It wasn’t your average paint night.
Trading canvas, paint and easel for rice paper, ink and a freshly caught sea bass, our class of about 20 got a hands-on look at the art of gyotaku last Friday.
Dissected, the Japanese word means gyo, fish, and taku, rubbing. Croton-on-Hudson based artist Joe Mullins has been making these fish prints for more than a decade.
It all started in 2005, during a family vacation to the Adirondacks. “I always travel with art supplies,” Mullins said. He usually sketches new and unfamiliar landscapes when inspiration strikes. He caught a fish during that vacation and decided to make an impression—and hundreds of them ever since.
He’s traveled all over the northeast, giving gyotaku workshops that meld art with science at schools, zoos, private events and, most recently, the East End Seaport Museum in Greenport.
Before social media, fishermen in Japan developed this printing method centuries ago to help record their catch. As they ventured off to deeper waters, they started to catch more interesting fish, he explained.

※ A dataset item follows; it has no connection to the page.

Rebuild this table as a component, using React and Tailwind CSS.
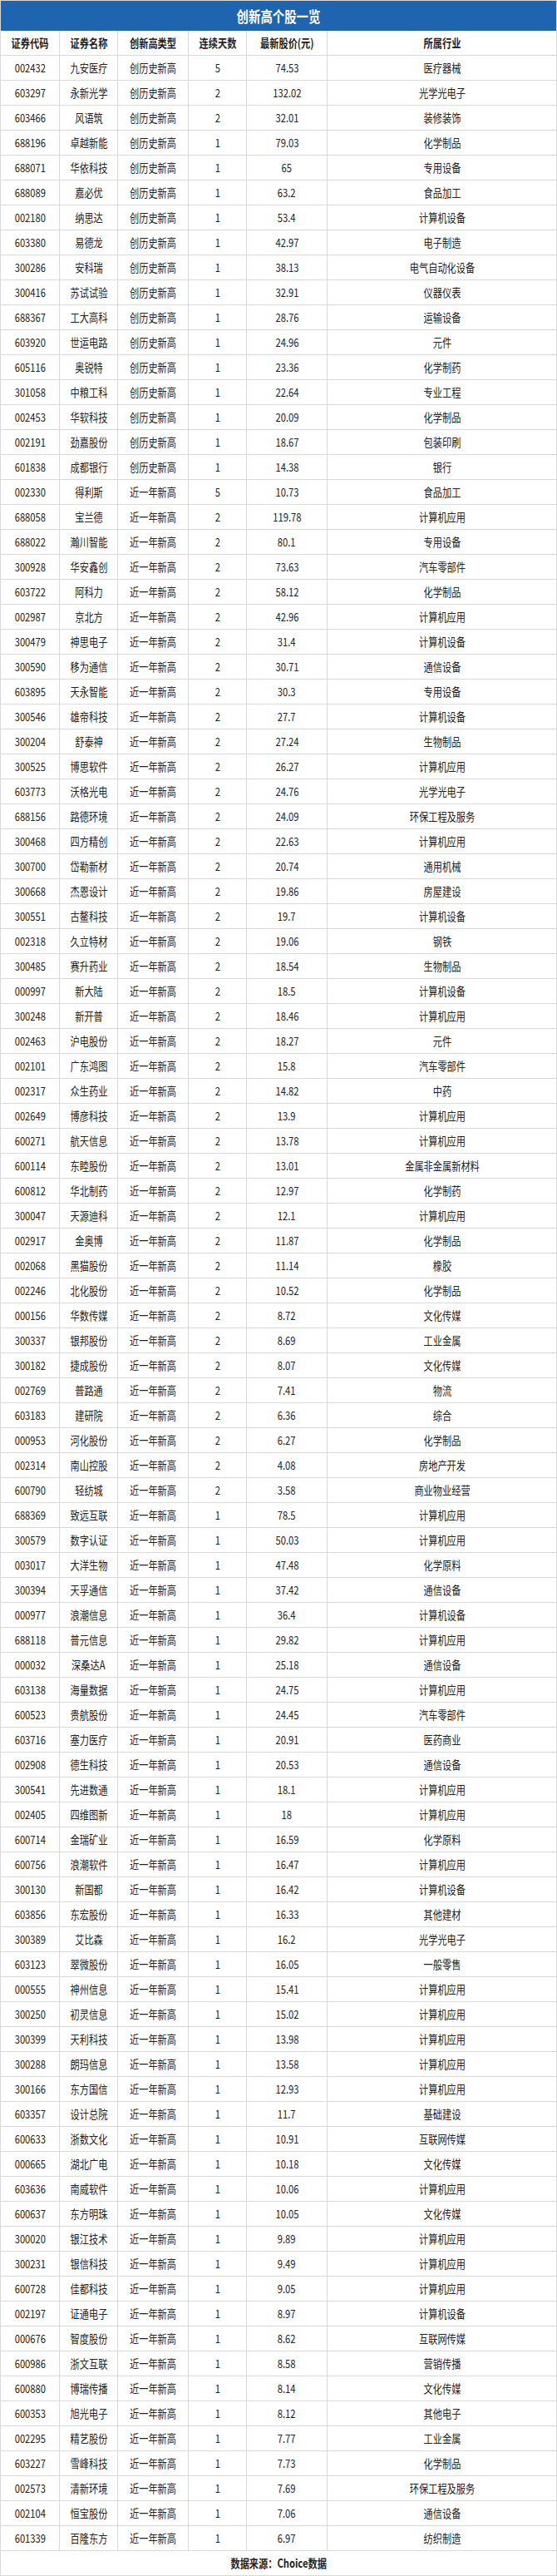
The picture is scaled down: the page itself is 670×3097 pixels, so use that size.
import React from "react";

const raw = `002432 九安医疗 创历史新高 5 74.53 医疗器械
603297 永新光学 创历史新高 2 132.02 光学光电子
603466 风语筑 创历史新高 2 32.01 装修装饰
688196 卓越新能 创历史新高 1 79.03 化学制品
688071 华依科技 创历史新高 1 65 专用设备
688089 嘉必优 创历史新高 1 63.2 食品加工
002180 纳思达 创历史新高 1 53.4 计算机设备
603380 易德龙 创历史新高 1 42.97 电子制造
300286 安科瑞 创历史新高 1 38.13 电气自动化设备
300416 苏试试验 创历史新高 1 32.91 仪器仪表
688367 工大高科 创历史新高 1 28.76 运输设备
603920 世运电路 创历史新高 1 24.96 元件
605116 奥锐特 创历史新高 1 23.36 化学制药
301058 中粮工科 创历史新高 1 22.64 专业工程
002453 华软科技 创历史新高 1 20.09 化学制品
002191 劲嘉股份 创历史新高 1 18.67 包装印刷
601838 成都银行 创历史新高 1 14.38 银行
002330 得利斯 近一年新高 5 10.73 食品加工
688058 宝兰德 近一年新高 2 119.78 计算机应用
688022 瀚川智能 近一年新高 2 80.1 专用设备
300928 华安鑫创 近一年新高 2 73.63 汽车零部件
603722 阿科力 近一年新高 2 58.12 化学制品
002987 京北方 近一年新高 2 42.96 计算机应用
300479 神思电子 近一年新高 2 31.4 计算机设备
300590 移为通信 近一年新高 2 30.71 通信设备
603895 天永智能 近一年新高 2 30.3 专用设备
300546 雄帝科技 近一年新高 2 27.7 计算机设备
300204 舒泰神 近一年新高 2 27.24 生物制品
300525 博思软件 近一年新高 2 26.27 计算机应用
603773 沃格光电 近一年新高 2 24.76 光学光电子
688156 路德环境 近一年新高 2 24.09 环保工程及服务
300468 四方精创 近一年新高 2 22.63 计算机应用
300700 岱勒新材 近一年新高 2 20.74 通用机械
300668 杰恩设计 近一年新高 2 19.86 房屋建设
300551 古鳌科技 近一年新高 2 19.7 计算机设备
002318 久立特材 近一年新高 2 19.06 钢铁
300485 赛升药业 近一年新高 2 18.54 生物制品
000997 新大陆 近一年新高 2 18.5 计算机设备
300248 新开普 近一年新高 2 18.46 计算机应用
002463 沪电股份 近一年新高 2 18.27 元件
002101 广东鸿图 近一年新高 2 15.8 汽车零部件
002317 众生药业 近一年新高 2 14.82 中药
002649 博彦科技 近一年新高 2 13.9 计算机应用
600271 航天信息 近一年新高 2 13.78 计算机应用
600114 东睦股份 近一年新高 2 13.01 金属非金属新材料
600812 华北制药 近一年新高 2 12.97 化学制药
300047 天源迪科 近一年新高 2 12.1 计算机应用
002917 金奥博 近一年新高 2 11.87 化学制品
002068 黑猫股份 近一年新高 2 11.14 橡胶
002246 北化股份 近一年新高 2 10.52 化学制品
000156 华数传媒 近一年新高 2 8.72 文化传媒
300337 银邦股份 近一年新高 2 8.69 工业金属
300182 捷成股份 近一年新高 2 8.07 文化传媒
002769 普路通 近一年新高 2 7.41 物流
603183 建研院 近一年新高 2 6.36 综合
000953 河化股份 近一年新高 2 6.27 化学制品
002314 南山控股 近一年新高 2 4.08 房地产开发
600790 轻纺城 近一年新高 2 3.58 商业物业经营
688369 致远互联 近一年新高 1 78.5 计算机应用
300579 数字认证 近一年新高 1 50.03 计算机应用
003017 大洋生物 近一年新高 1 47.48 化学原料
300394 天孚通信 近一年新高 1 37.42 通信设备
000977 浪潮信息 近一年新高 1 36.4 计算机设备
688118 普元信息 近一年新高 1 29.82 计算机应用
000032 深桑达A 近一年新高 1 25.18 通信设备
603138 海量数据 近一年新高 1 24.75 计算机应用
600523 贵航股份 近一年新高 1 24.45 汽车零部件
603716 塞力医疗 近一年新高 1 20.91 医药商业
002908 德生科技 近一年新高 1 20.53 通信设备
300541 先进数通 近一年新高 1 18.1 计算机应用
002405 四维图新 近一年新高 1 18 计算机应用
600714 金瑞矿业 近一年新高 1 16.59 化学原料
600756 浪潮软件 近一年新高 1 16.47 计算机应用
300130 新国都 近一年新高 1 16.42 计算机设备
603856 东宏股份 近一年新高 1 16.33 其他建材
300389 艾比森 近一年新高 1 16.2 光学光电子
603123 翠微股份 近一年新高 1 16.05 一般零售
000555 神州信息 近一年新高 1 15.41 计算机应用
300250 初灵信息 近一年新高 1 15.02 计算机应用
300399 天利科技 近一年新高 1 13.98 计算机应用
300288 朗玛信息 近一年新高 1 13.58 计算机应用
300166 东方国信 近一年新高 1 12.93 计算机应用
603357 设计总院 近一年新高 1 11.7 基础建设
600633 浙数文化 近一年新高 1 10.91 互联网传媒
000665 湖北广电 近一年新高 1 10.18 文化传媒
603636 南威软件 近一年新高 1 10.06 计算机应用
600637 东方明珠 近一年新高 1 10.05 文化传媒
300020 银江技术 近一年新高 1 9.89 计算机应用
300231 银信科技 近一年新高 1 9.49 计算机应用
600728 佳都科技 近一年新高 1 9.05 计算机应用
002197 证通电子 近一年新高 1 8.97 计算机设备
000676 智度股份 近一年新高 1 8.62 互联网传媒
600986 浙文互联 近一年新高 1 8.58 营销传播
600880 博瑞传播 近一年新高 1 8.14 文化传媒
600353 旭光电子 近一年新高 1 8.12 其他电子
002295 精艺股份 近一年新高 1 7.77 工业金属
603227 雪峰科技 近一年新高 1 7.73 化学制品
002573 清新环境 近一年新高 1 7.69 环保工程及服务
002104 恒宝股份 近一年新高 1 7.06 通信设备
601339 百隆东方 近一年新高 1 6.97 纺织制造`;

const rows = raw.split("\n").map((line) => line.trim().split(" "));
const headers = ["证券代码", "证券名称", "创新高类型", "连续天数", "最新股价(元)", "所属行业"];

function Row({ cells, bold }) {
  return (
    <div className="grid grid-cols-[71px_70px_85px_70px_97px_1fr] h-[30px] border-b border-[#d9d9d9]">
      {cells.map((c, i) => (
        <div
          key={i}
          className={
            "flex items-center justify-center overflow-visible whitespace-nowrap " +
            (i < 5 ? "border-r border-[#d9d9d9]" : "")
          }
        >
          <span className={"inline-block scale-x-80 text-[14px] " + (bold ? "font-bold" : "")}>{c}</span>
        </div>
      ))}
    </div>
  );
}

export default function App() {
  return (
    <div
      className="w-[670px] bg-white text-[#222]"
      style={{ fontFamily: '"Noto Sans CJK SC", "Noto Sans", sans-serif' }}
    >
      <div className="border-x border-[#d9d9d9]">
        <div className="h-[37px] bg-[#1f64ae] flex items-center justify-center border-t border-[#d9d9d9]">
          <span className="inline-block scale-x-80 text-[18px] font-bold text-white">创新高个股一览</span>
        </div>
        <Row cells={headers} bold />
        {rows.map((r, i) => (
          <Row key={i} cells={r} />
        ))}
        <div className="h-[30px] flex items-center justify-center border-b border-[#d9d9d9]">
          <span className="inline-block scale-x-80 text-[14px] font-bold">数据来源：Choice数据</span>
        </div>
      </div>
    </div>
  );
}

“No one believed them,” Mullins said.
And so gyotaku was born.
After a brief introduction, Mullins produced two fish from a cooler — a black sea bass and a flounder, which he already scrubbed clean and drained of blood. After blotting the sea bass dry, he was ready to make the first print.

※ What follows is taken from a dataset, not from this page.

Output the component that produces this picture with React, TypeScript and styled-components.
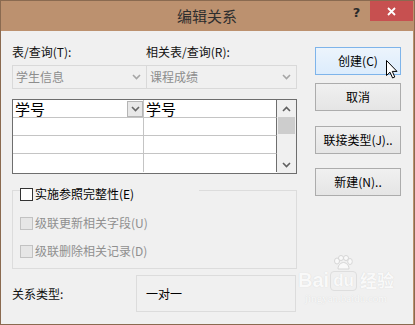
import React from 'react';
import styled, { createGlobalStyle } from 'styled-components';

const Global = createGlobalStyle`
  * { box-sizing: border-box; }
  html, body { margin: 0; padding: 0; background: #ffffff; }
  body { font-family: "Noto Sans CJK SC", "Microsoft YaHei", sans-serif; }
`;

const Window = styled.div`
  position: relative;
  width: 415px;
  height: 325px;
  border: 1px solid #8a6a50;
  background: #bc916f;
  display: flex;
  flex-direction: column;
  overflow: hidden;
`;

const TitleBar = styled.div`
  height: 30px;
  display: grid;
  grid-template-columns: 1fr auto 1fr;
  align-items: start;
  padding-right: 1px;
`;

const Title = styled.div`
  grid-column: 2;
  font-size: 15px;
  line-height: 30px;
  color: #2e2e2e;
`;

const Controls = styled.div`
  grid-column: 3;
  justify-self: end;
  display: flex;
  align-items: flex-start;
`;

const Help = styled.div`
  width: 27px;
  height: 21px;
  font-family: "DejaVu Sans", "Liberation Sans", sans-serif;
  font-weight: bold;
  font-size: 13px;
  line-height: 23px;
  text-align: center;
  color: #2a2a2a;
`;

const Close = styled.div`
  width: 43px;
  height: 20px;
  background: #c75050;
  display: flex;
  align-items: center;
  justify-content: center;
  padding-top: 1px;
`;

const Body = styled.div`
  flex: 1;
  margin-right: 1px;
  background: #f0f0f0;
  display: grid;
  grid-template-columns: 285px 86px;
  column-gap: 18px;
  padding-left: 11px;
  color: #000;
  font-size: 12px;
`;

const LeftCol = styled.div`
  display: flex;
  flex-direction: column;
  padding-top: 13px;
`;

const LabelRow = styled.div`
  display: grid;
  grid-template-columns: 134px 1fr;
  line-height: 16px;
  height: 16px;
`;

const Label = styled.span`
  color: #111;
  white-space: nowrap;
`;

const ComboRow = styled.div`
  display: grid;
  grid-template-columns: 135px 150px;
  margin-top: 5px;
  height: 24px;
`;

const Combo = styled.div<{ $joined?: boolean }>`
  border: 1px solid #d9d9d9;
  border-left: ${p => (p.$joined ? 'none' : '1px solid #d9d9d9')};
  display: flex;
  align-items: center;
  justify-content: space-between;
  padding: 0 5px 0 3px;
  color: #8d8d8d;
  line-height: 22px;
`;

const Table = styled.div`
  margin-top: 10px;
  height: 75px;
  border: 1px solid #6e6e6e;
  display: flex;
`;

const Cells = styled.div`
  display: grid;
  grid-template-columns: 131px 133px;
  grid-auto-rows: 18px;
  background: #fff;
`;

const Cell = styled.div<{ $last?: boolean; $edge?: boolean }>`
  border-right: 1px solid ${p => (p.$edge ? '#6e6e6e' : '#c4c4c4')};
  border-bottom: ${p => (p.$last ? 'none' : '1px solid #c4c4c4')};
  display: flex;
  align-items: center;
  justify-content: space-between;
  padding-left: 2px;
  font-size: 15px;
  line-height: 17px;
  color: #000;
  background: #fff;
`;

const MiniDrop = styled.div`
  width: 16px;
  height: 16px;
  border: 1px solid #b5b5b5;
  background: #e8e8e8;
  display: flex;
  align-items: center;
  justify-content: center;
`;

const Scroll = styled.div`
  flex: 1;
  background: #f0f0f0;
  display: flex;
  flex-direction: column;
`;

const ScrollArrow = styled.div`
  height: 17px;
  display: flex;
  align-items: center;
  justify-content: center;
`;

const Thumb = styled.div`
  height: 17px;
  margin: 0 1px;
  background: #cdcdcd;
`;

const ScrollTrack = styled.div`
  flex: 1;
`;

const GroupBox = styled.div`
  margin-top: 16px;
  height: 79px;
  border: 1px solid #dcdcdc;
  display: flex;
  flex-direction: column;
  padding-bottom: 9px;
`;

const CheckRow = styled.div<{ $disabled?: boolean; $legend?: boolean; $gap?: number }>`
  display: flex;
  align-items: center;
  gap: 2px;
  height: 16px;
  margin-left: 7px;
  margin-top: ${p => p.$gap ?? 0}px;
  align-self: flex-start;
  padding-right: ${p => (p.$legend ? '65px' : '0')};
  background: #f0f0f0;
  color: ${p => (p.$disabled ? '#8f8f8f' : '#000')};
  line-height: 16px;
  white-space: nowrap;
`;

const Box = styled.span<{ $disabled?: boolean }>`
  width: 13px;
  height: 13px;
  border: 1px solid ${p => (p.$disabled ? '#c2c2c2' : '#333')};
  background: ${p => (p.$disabled ? '#e6e6e6' : '#fff')};
  flex: none;
`;

const RelRow = styled.div`
  margin-top: 6px;
  display: grid;
  grid-template-columns: 124px 160px;
  align-items: center;
`;

const RelBox = styled.div`
  height: 37px;
  border: 1px solid #dcdcdc;
  display: flex;
  align-items: center;
  padding-left: 9px;
  color: #000;
`;

const RightCol = styled.div`
  display: flex;
  flex-direction: column;
  padding-top: 16px;
`;

const Button = styled.div<{ $hot?: boolean; $gap?: number }>`
  position: relative;
  height: 28px;
  margin-top: ${p => p.$gap ?? 0}px;
  border: 1px solid ${p => (p.$hot ? '#7eb4ea' : '#acacac')};
  background: ${p =>
    p.$hot
      ? 'linear-gradient(#ecf4fc, #dcecfc)'
      : 'linear-gradient(#f0f0f0, #e5e5e5)'};
  display: flex;
  align-items: center;
  justify-content: center;
  color: #000;
  line-height: 16px;
  white-space: nowrap;
`;

const Cursor = styled.svg`
  position: absolute;
  left: 70px;
  top: 12px;
`;

const Watermark = styled.div`
  position: absolute;
  left: 297px;
  top: 268px;
  display: flex;
  flex-direction: column;
  align-items: center;
  color: #f9f9f9;
  text-shadow: 0 0 1px #d2d2d2;
  pointer-events: none;
`;

const WmMain = styled.div`
  display: flex;
  align-items: flex-end;
  font-family: "Liberation Sans", Arial, sans-serif;
  font-weight: bold;
  font-size: 20px;
  line-height: 22px;
`;

const WmDu = styled.span`
  position: relative;
  font-size: 17px;
  padding: 0 2px;
  border: 1px solid #dedede;
  border-radius: 4px;
  line-height: 18px;
  margin-left: 1px;
`;

const Paw = styled.svg`
  position: absolute;
  left: 2px;
  top: -17px;
`;

const WmCn = styled.span`
  font-family: "Noto Sans CJK SC", sans-serif;
  font-weight: bold;
  font-size: 17px;
  margin-left: 3px;
`;

const WmSub = styled.div`
  font-family: "Liberation Serif", serif;
  font-size: 11px;
  line-height: 12px;
  margin-top: 1px;
`;

const Chevron = ({ color = '#a6a6a6', up = false }: { color?: string; up?: boolean }) => (
  <svg width="9" height="6" viewBox="0 0 9 6">
    <path
      d={up ? 'M1 5 L4.5 1.5 L8 5' : 'M1 1 L4.5 4.5 L8 1'}
      fill="none"
      stroke={color}
      strokeWidth="1.6"
    />
  </svg>
);

export default function App() {
  const rows = [0, 1, 2, 3];
  return (
    <>
      <Global />
      <Window>
        <TitleBar>
          <Title>编辑关系</Title>
          <Controls>
            <Help>?</Help>
            <Close>
              <svg width="9" height="9" viewBox="0 0 9 9">
                <path d="M1 1 L8 8 M8 1 L1 8" stroke="#fff" strokeWidth="1.8" />
              </svg>
            </Close>
          </Controls>
        </TitleBar>
        <Body>
          <LeftCol>
            <LabelRow>
              <Label>表/查询(T):</Label>
              <Label>相关表/查询(R):</Label>
            </LabelRow>
            <ComboRow>
              <Combo>
                <span>学生信息</span>
                <Chevron />
              </Combo>
              <Combo $joined>
                <span>课程成绩</span>
                <Chevron />
              </Combo>
            </ComboRow>
            <Table>
              <Cells>
                {rows.map(r => (
                  <React.Fragment key={r}>
                    <Cell $last={r === 3}>
                      <span>{r === 0 ? '学号' : ''}</span>
                      {r === 0 && (
                        <MiniDrop>
                          <Chevron color="#666" />
                        </MiniDrop>
                      )}
                    </Cell>
                    <Cell $last={r === 3} $edge>
                      <span>{r === 0 ? '学号' : ''}</span>
                    </Cell>
                  </React.Fragment>
                ))}
              </Cells>
              <Scroll>
                <ScrollArrow>
                  <Chevron color="#606060" up />
                </ScrollArrow>
                <Thumb />
                <ScrollTrack />
                <ScrollArrow>
                  <Chevron color="#606060" />
                </ScrollArrow>
              </Scroll>
            </Table>
            <GroupBox>
              <CheckRow $legend style={{ marginTop: -5 }}>
                <Box />
                <span>实施参照完整性(E)</span>
              </CheckRow>
              <CheckRow $disabled $gap={13}>
                <Box $disabled />
                <span>级联更新相关字段(U)</span>
              </CheckRow>
              <CheckRow $disabled $gap={12}>
                <Box $disabled />
                <span>级联删除相关记录(D)</span>
              </CheckRow>
            </GroupBox>
            <RelRow>
              <Label>关系类型:</Label>
              <RelBox>一对一</RelBox>
            </RelRow>
          </LeftCol>
          <RightCol>
            <Button $hot>
              创建(C)
              <Cursor width="13" height="19" viewBox="0 0 13 19">
                <path
                  d="M0.5 0.5 L0.5 15.5 L4 12.2 L6.6 18 L8.8 17 L6.3 11.4 L11 11.4 Z"
                  fill="#fff"
                  stroke="#000"
                  strokeWidth="1"
                  strokeLinejoin="miter"
                />
              </Cursor>
            </Button>
            <Button $gap={8}>取消</Button>
            <Button $gap={15}>联接类型(J)..</Button>
            <Button $gap={14}>新建(N)..</Button>
          </RightCol>
        </Body>
        <Watermark>
          <WmMain>
            Bai
            <WmDu>
              <Paw width="20" height="16" viewBox="0 0 20 16">
                <g fill="#f9f9f9" stroke="#d6d6d6" strokeWidth="1">
                  <ellipse cx="4" cy="6" rx="2.5" ry="3" />
                  <ellipse cx="8" cy="3" rx="2.5" ry="2.5" />
                  <ellipse cx="13" cy="3" rx="2.5" ry="2.5" />
                  <ellipse cx="17" cy="6.5" rx="2.3" ry="3" />
                  <path d="M5 14 C5 9 9 7.5 10.5 7.5 C12 7.5 16 9 16 14 Z" />
                </g>
              </Paw>
              du
            </WmDu>
            <WmCn>经验</WmCn>
          </WmMain>
          <WmSub>jingyan.baidu.com</WmSub>
        </Watermark>
      </Window>
    </>
  );
}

Using a piece of cardboard as a work surface, the artist showed us how to spread the fins out and let us in on a pro-tip: pinning them down so they stay fanned out. To add a sense of action, he curved the fish across the paper, so it appeared to be jumping.
Then, the painting began.
From tail to head, he gracefully spread a thin layer of watered-down block printing ink across the fins and scales. Use too much paint, he warned, and we’d be left with an undistinguishable blob.
He made it look easy. Though the process is relatively simple, you have to be patient to ensure all the nuances and detail comes through on the paper. Each taking a turn with either the sea bass or flounder, Mullins helped us wrap the pliable paper around the fish, making sure to press down with gentle firmness on its fins and tail.
When the paper is peeled away, a mirror image of the fish remains. Some chose a traditional black-and-white impression, while others opted for nautical greens and blues. (One group of ladies painted their fish to look like it was wearing lipstick). Mullins will often take his prints to the next level, using black ink and then accentuating details later using watercolor.
We all used the same exact fish, yet no two prints were alike.
At the beginning of the evening, some of us were skeptical. Some were squeamish at the thought of handling a slimy fish, worried that it would smell or stain. But it wasn’t a fluke, and most were surprised by their new artwork.
“What I find most amazing is whatever the age or experience of the participants, the results of this simple process are quite beautiful,” he said. “Everyone is pleased by their print regardless of whether they are a trained artist or a novice.”